By James Bennett
After 20 years of talks, the EU looks set to agree a free trade agreement with the GCC. So why does a US deal look doomed?
What is it the European Union can do and the US can’t? Sadly there is no humorous punch line tagged to the end of this sentence, merely the fact that a groundbreaking Free Trade Agreement (FTA) seems to be on the cards between the GCC and the EU and signed and sealed in the next few weeks but similar deals between the US and the UAE and Qatar respectively appear destined for almost certain and long-term failure.

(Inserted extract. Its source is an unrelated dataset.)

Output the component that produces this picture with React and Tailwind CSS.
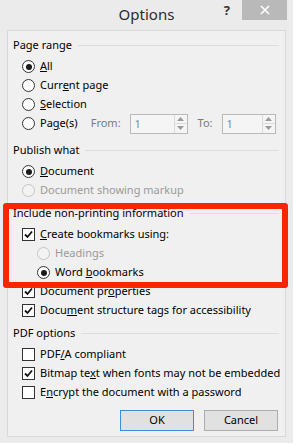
import React from 'react';

const Radio = ({ checked, disabled }) => (
  <span
    className={`w-[13px] h-[13px] rounded-full border flex items-center justify-center shrink-0 ${
      disabled ? 'border-[#c4c4c4] bg-[#f3f3f3]' : 'border-[#333333] bg-white'
    }`}
  >
    {checked && <span className="w-[6px] h-[6px] rounded-full bg-[#1a1a1a]" />}
  </span>
);

const Check = ({ checked }) => (
  <span className="w-[13px] h-[13px] border border-[#333333] bg-white flex items-center justify-center shrink-0">
    {checked && (
      <svg width="9" height="9" viewBox="0 0 9 9">
        <path d="M1 4.5 L3.5 7 L8 1.5" stroke="#111" strokeWidth="1.8" fill="none" />
      </svg>
    )}
  </span>
);

const Row = ({ children, indent = 'pl-[9px]', disabled }) => (
  <div
    className={`h-[19px] flex items-center gap-[5px] whitespace-nowrap ${indent} ${
      disabled ? 'text-[#9a9a9a]' : 'text-black'
    }`}
  >
    {children}
  </div>
);

const Header = ({ title, className = '' }) => (
  <div className={`h-[19px] flex items-center gap-[6px] whitespace-nowrap ${className}`}>
    <span>{title}</span>
    <span className="flex-1 h-px bg-[#dcdcdc]" />
  </div>
);

const Spin = ({ width }) => (
  <div className={`h-[20px] ${width} border border-[#b9b9b9] bg-[#f5f5f5] flex`}>
    <span className="flex-1 pl-[4px] text-[#8a8a8a] leading-[18px]">1</span>
    <div className="w-[13px] flex flex-col border-l border-[#dadada]">
      <div className="flex-1 flex items-center justify-center border-b border-[#dadada]">
        <svg width="7" height="4" viewBox="0 0 7 4">
          <path d="M0 4 L3.5 0 L7 4 Z" fill="#9a9a9a" />
        </svg>
      </div>
      <div className="flex-1 flex items-center justify-center">
        <svg width="7" height="4" viewBox="0 0 7 4">
          <path d="M0 0 L3.5 4 L7 0 Z" fill="#9a9a9a" />
        </svg>
      </div>
    </div>
  </div>
);

export default function App() {
  return (
    <div
      className="w-[293px] h-[443px] bg-[#ebebeb] relative text-[11px] text-black overflow-hidden"
      style={{ fontFamily: '"Noto Sans", "Liberation Sans", sans-serif' }}
    >
      {/* Title bar */}
      <div className="h-[30px] grid grid-cols-[1fr_auto_1fr]">
        <div />
        <div className="text-[15px] text-[#2b2b2b] flex items-center pb-[1px]">Options</div>
        <div className="flex justify-end items-start">
          <span className="text-[13px] font-bold text-[#333] leading-[20px] mr-[12px]">?</span>
          <div className="w-[45px] h-[20px] bg-[#b9b9b9] flex items-center justify-center mr-[6px]">
            <svg width="10" height="10" viewBox="0 0 10 10">
              <path d="M1 1 L9 9 M9 1 L1 9" stroke="white" strokeWidth="1.6" />
            </svg>
          </div>
        </div>
      </div>

      {/* Content panel */}
      <div className="mx-[7px] h-[407px] border border-[#d9d9d9] bg-[#f0f0f0] pt-[5px] pl-[5px] pr-[6px]">
        <Header title="Page range" />
        <div className="mt-[2px]">
          <Row>
            <Radio checked />
            <span><u>A</u>ll</span>
          </Row>
          <Row>
            <Radio />
            <span>Curr<u>e</u>nt page</span>
          </Row>
          <Row>
            <Radio />
            <span><u>S</u>election</span>
          </Row>
          <Row>
            <Radio />
            <span>Pa<u>g</u>e(s)</span>
            <span className="ml-[8px] text-[#7a7a7a]">From:</span>
            <span className="ml-[4px]"><Spin width="w-[58px]" /></span>
            <span className="ml-[5px] text-[#7a7a7a]">To:</span>
            <span className="ml-[4px]"><Spin width="w-[54px]" /></span>
          </Row>
        </div>

        <Header title="Publish what" className="mt-[8px]" />
        <div className="mt-[2px]">
          <Row>
            <Radio checked />
            <span><u>D</u>ocument</span>
          </Row>
          <Row disabled>
            <Radio disabled />
            <span>Document showing markup</span>
          </Row>
        </div>

        <Header title="Include non-printing information" className="mt-[4px]" />
        <div className="mt-[2px]">
          <Row>
            <Check checked />
            <span><u>C</u>reate bookmarks using:</span>
          </Row>
          <Row indent="pl-[24px]" disabled>
            <Radio disabled />
            <span>Headings</span>
          </Row>
          <Row indent="pl-[24px]">
            <Radio checked />
            <span>Word <u>b</u>ookmarks</span>
          </Row>
          <Row>
            <Check checked />
            <span>Document pr<u>o</u>perties</span>
          </Row>
          <Row>
            <Check checked />
            <span>Docu<u>m</u>ent structure tags for accessibility</span>
          </Row>
        </div>

        <Header title="PDF options" className="mt-[4px]" />
        <div className="mt-[2px]">
          <Row>
            <Check />
            <span>PDF<u>/</u>A compliant</span>
          </Row>
          <Row>
            <Check checked />
            <span>Bitmap te<u>x</u>t when fonts may not be embedded</span>
          </Row>
          <Row>
            <Check />
            <span>E<u>n</u>crypt the document with a password</span>
          </Row>
        </div>

        <div className="mt-[8px] flex justify-end gap-[10px] pr-[1px]">
          <button className="w-[74px] h-[21px] bg-[#e1e1e1] border border-[#3c8ee0] text-black">OK</button>
          <button className="w-[74px] h-[21px] bg-[#e1e1e1] border border-[#adadad] text-black">Cancel</button>
        </div>
      </div>

      {/* Red annotation box */}
      <div className="absolute left-[3px] top-[203px] w-[285px] h-[85px] border-[6px] border-[#ff2400] rounded-[3px]" />
    </div>
  );
}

So let’s get this straight, 27 collective nations can agree to set common rules that will increase trade and investment with six Arab countries while a deal between the US and two Arab countries seems to be doomed to fail at every turn? In a world where political ties seem to be fragmenting everyday, how can so many countries collectively agree to something and yet once the US steps into a deal with two Middle Eastern countries problems immediately begin to appear?
There are two major stumbling blocks that have lead to this stalemate, oil concessions and foreign trade.
Both are resolvable but mean further discussion and more time for both sides to agree to common ground.
The other issue lies in the division between each emirate in the UAE. Each one, for example, has a different policy on granting concessions for oil exploration and if a unified agreement can’t be finalised in the next few weeks the overall deal could be killed off for a long time to come. As could it if sources and processes of foreign investment aren’t clarified which are currently not good enough for the US. An agreement would be a massive step forwards and see 2007 become an even bigger year than I think it already will be.